First, most Mexican migrants are largely uneducated and unskilled. Their arrival may depress wages for other poor groups in the United States. Special sectors of the economy surely benefit from their labor, which is the reason some business groups want the immigration to continue (and also oppose employer-verification measures). But viewed from the perspective of the income distribution, which today is becoming increasingly polarized (or shaped like an "hour glass" as the middle class declines), and from the point of view of America as a "post-industrial" economy where decently paid manufacturing jobs are declining, there is an argument to be made that immigration of this kind of labor is socially regressive.

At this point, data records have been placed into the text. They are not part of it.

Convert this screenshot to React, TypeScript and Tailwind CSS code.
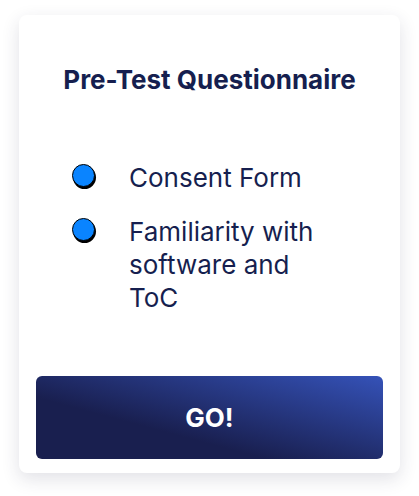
import React from 'react';

const items: string[] = ['Consent Form', 'Familiarity with software and ToC'];

const Bullet: React.FC = () => (
  <span className="mt-[3px] block h-[23px] w-[23px] shrink-0 rounded-full border border-black bg-[#0a84ff] shadow-[1px_2px_0_#000]" />
);

const App: React.FC = () => {
  return (
    <div className="min-h-[496px] bg-white pt-[15px]" style={{ fontFamily: 'Inter, "Noto Sans", sans-serif' }}>
      <div className="mx-auto flex h-[458px] w-[381px] flex-col rounded-lg bg-white px-[17px] pb-[14px] shadow-[0_6px_18px_rgba(40,40,80,0.14)]">
        <h1 className="mt-[50px] text-center text-[26px] font-bold leading-[30px] text-[#161f4f]">
          Pre-Test Questionnaire
        </h1>

        <ul className="mt-[66px] flex flex-col gap-[21px] pl-[36px]">
          {items.map((item) => (
            <li key={item} className="flex items-start gap-[34px]">
              <Bullet />
              <span className="w-[200px] text-[26px] leading-[33px] text-[#161f4f]">{item}</span>
            </li>
          ))}
        </ul>

        <button className="mt-auto h-[83px] w-full rounded-md bg-[linear-gradient(15deg,#191f4f_35%,#3552b8_100%)] text-[26px] font-bold text-white">
          GO!
        </button>
      </div>
    </div>
  );
};

export default App;
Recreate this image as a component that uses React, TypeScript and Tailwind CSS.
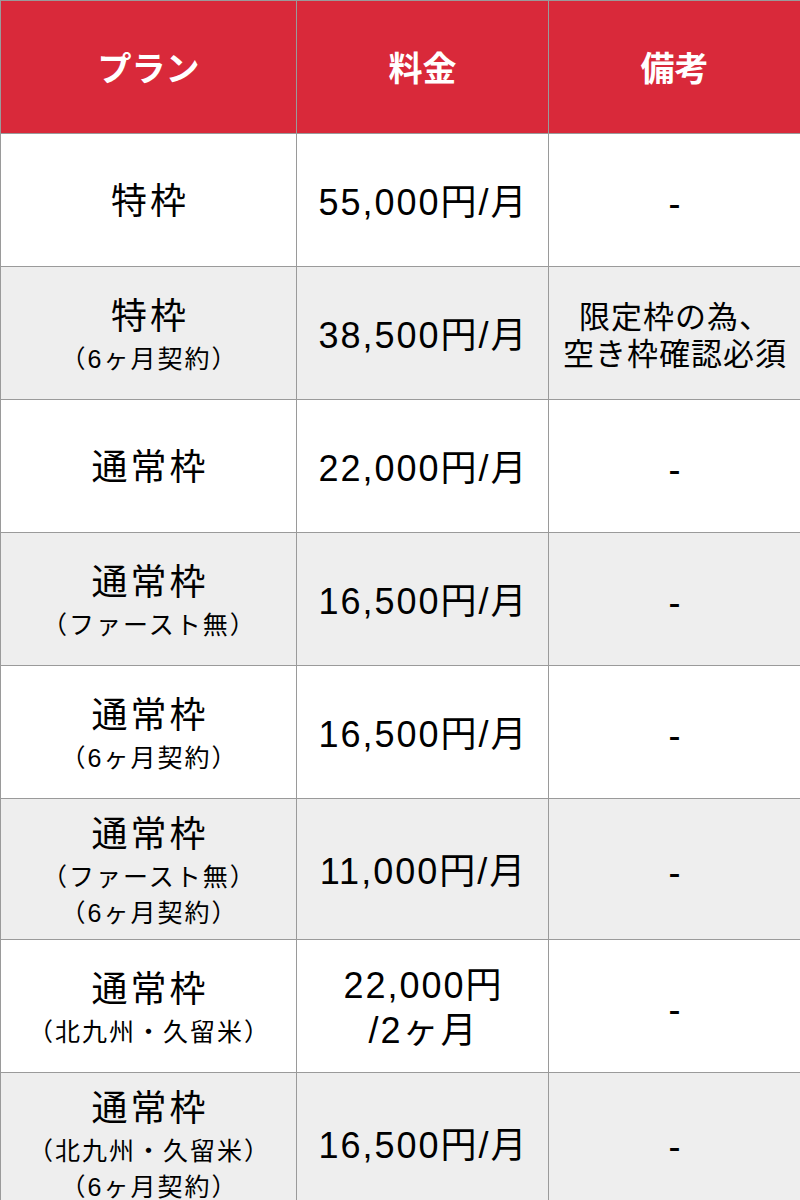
import React from "react";

type Row = { plan: string[]; price: string[]; note: string[] };

const rows: Row[] = [
  { plan: ["特枠"], price: ["55,000円/月"], note: ["-"] },
  { plan: ["特枠", "（6ヶ月契約）"], price: ["38,500円/月"], note: ["限定枠の為、", "空き枠確認必須"] },
  { plan: ["通常枠"], price: ["22,000円/月"], note: ["-"] },
  { plan: ["通常枠", "（ファースト無）"], price: ["16,500円/月"], note: ["-"] },
  { plan: ["通常枠", "（6ヶ月契約）"], price: ["16,500円/月"], note: ["-"] },
  { plan: ["通常枠", "（ファースト無）", "（6ヶ月契約）"], price: ["11,000円/月"], note: ["-"] },
  { plan: ["通常枠", "（北九州・久留米）"], price: ["22,000円", "/2ヶ月"], note: ["-"] },
  { plan: ["通常枠", "（北九州・久留米）", "（6ヶ月契約）"], price: ["16,500円/月"], note: ["-"] },
];

export default function App() {
  return (
    <div
      className="w-[800px] bg-white text-black"
      style={{ fontFamily: '"Liberation Sans", "Noto Sans CJK JP", sans-serif' }}
    >
      <table className="w-[800px] table-fixed border-collapse">
        <colgroup>
          <col className="w-[296px]" />
          <col className="w-[252px]" />
          <col className="w-[252px]" />
        </colgroup>
        <thead>
          <tr className="h-[133px] bg-[#d9293a] text-white">
            {["プラン", "料金", "備考"].map((h) => (
              <th
                key={h}
                className="border border-[#9a9a9a] text-center align-middle text-[34px] font-bold leading-[40px]"
                style={{ fontFamily: '"Noto Sans CJK JP", sans-serif' }}
              >
                {h}
              </th>
            ))}
          </tr>
        </thead>
        <tbody>
          {rows.map((r, i) => (
            <tr key={i} className={i % 2 === 1 ? "bg-[#eeeeee]" : "bg-white"}>
              <td className="h-[133px] border border-[#9a9a9a] pt-[12px] pb-[8px] text-center align-middle">
                {r.plan.map((t, j) =>
                  j === 0 ? (
                    <div key={j} className="pl-[3px] text-[36px] leading-[48px] tracking-[3px]">
                      {t}
                    </div>
                  ) : (
                    <div key={j} className="pl-[2px] text-[25px] leading-[36px] tracking-[2px]">
                      {t}
                    </div>
                  )
                )}
              </td>
              <td className="border border-[#9a9a9a] pt-[4px] text-center align-middle">
                {r.price.map((t, j) => (
                  <div key={j} className="pl-[2px] text-[36px] leading-[45px] tracking-[2px]">
                    {t}
                  </div>
                ))}
              </td>
              <td className="border border-[#9a9a9a] pt-[6px] text-center align-middle">
                {r.note.map((t, j) => (
                  <div
                    key={j}
                    className={
                      r.note.length > 1
                        ? "pl-[1px] text-[31px] leading-[37px] tracking-[1px]"
                        : "text-[36px] leading-[45px]"
                    }
                  >
                    {t}
                  </div>
                ))}
              </td>
            </tr>
          ))}
        </tbody>
      </table>
    </div>
  );
}
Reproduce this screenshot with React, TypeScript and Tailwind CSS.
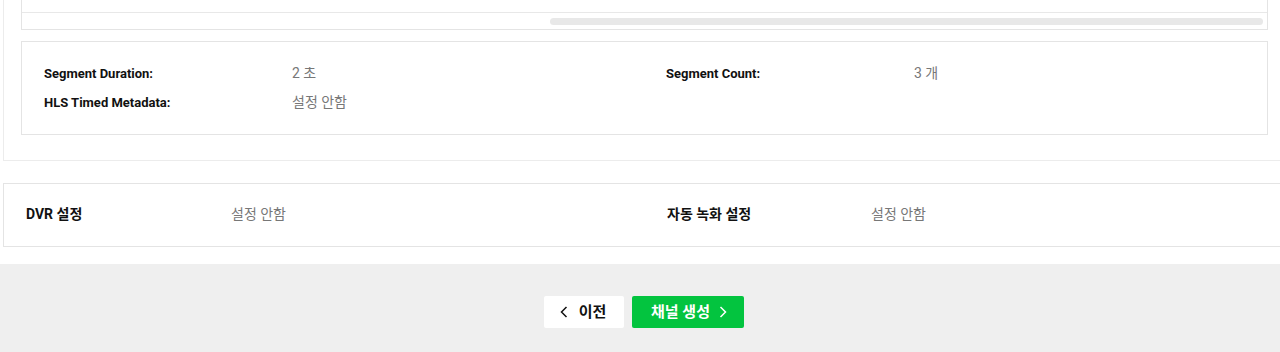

Will the problem be eased by the fact that Mexican Americans often call for affirmative action treatment in employment? At its origin, affirmative action was designed to redress the historically based grievances of communities that had been deliberately marginalized by mainstream society: Native Americans, blacks, and Chicanos. But with the tide of Mexican and Central American immigration riding on the current legislation, literally millions of new immigrants who have not been the victims of this country's past discriminatory policies, may find themselves privileged over white Americans in considerations for jobs. Neither morally nor practically is there much to be said in defense of these actions, supported as they may be by an ever more powerful Mexican American lobby.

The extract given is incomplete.